Since the results of fossil fuel energy use, industrial performance, foreign direct investment, and financial development have significant negative impact on the level of carbon dioxide discharge in these countries. It is important for policy makers to emphasize on more appropriate policies that will consider financial reform, sound industrial policies and all avenues that will attract clean foreign investment to stimulate sustainable development in these economies. This could be through further control on high explosion of carbon dioxide emissions by making availability of low emissions technologies, provision of financial incentives that will encourage the use of low carbon dioxide emissions technology and removing trade barriers that will attract foreign investment, human capital development and research. Consequently, policy on the restructuring of financial and industrial sectors should meet up with the designed goals to enhance the level of environmental quality. This entails that it is important to consider policies on mitigation of carbon dioxide emission; especially regarding policies that will promote environmental quality. Based on the findings of the study, energy consumption and financial progress, economic growth and industrial value addition have positive and significant relationship with carbon dioxide discharge. This entails that energy consumption increases the level of carbon dioxide emissions in these countries. Therefore, there is the need for extensive policies on energy use regulations and emphasis should be on other low emission alternatives of energy such as solar, thermal, wind and hydro energy. This will help in mitigation of carbon dioxide discharge and improve the environmental quality in sub-Saharan Africa countries.
From the foregoing, this study recommends the need for relevant stakeholders to implement strategies to reduce carbon emission in the continent to support higher trajectory of environmental quality through adoption of innovative energy technologies to promote intra- and inter-generational equity in the use of natural resources in sustainable manner over time.
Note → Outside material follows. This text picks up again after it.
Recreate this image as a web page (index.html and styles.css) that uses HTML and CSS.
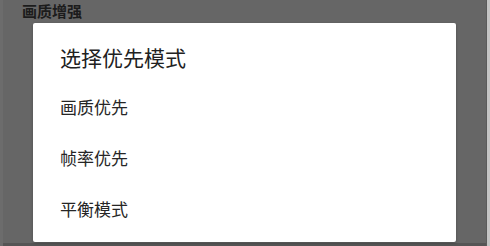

The study accentuates the need for financial system regulators to develop regulatory-incentive strategy to encourage banking credit intermediation for businesses to adopt environmentally friendly energy sources in their productive activities. Moreover, governments of these countries should strengthen their environment-related policy frameworks to counteract the import of pollution-intensive industries in a bid to achieve a non-declining trajectory in environmental quality overtime in the African continent.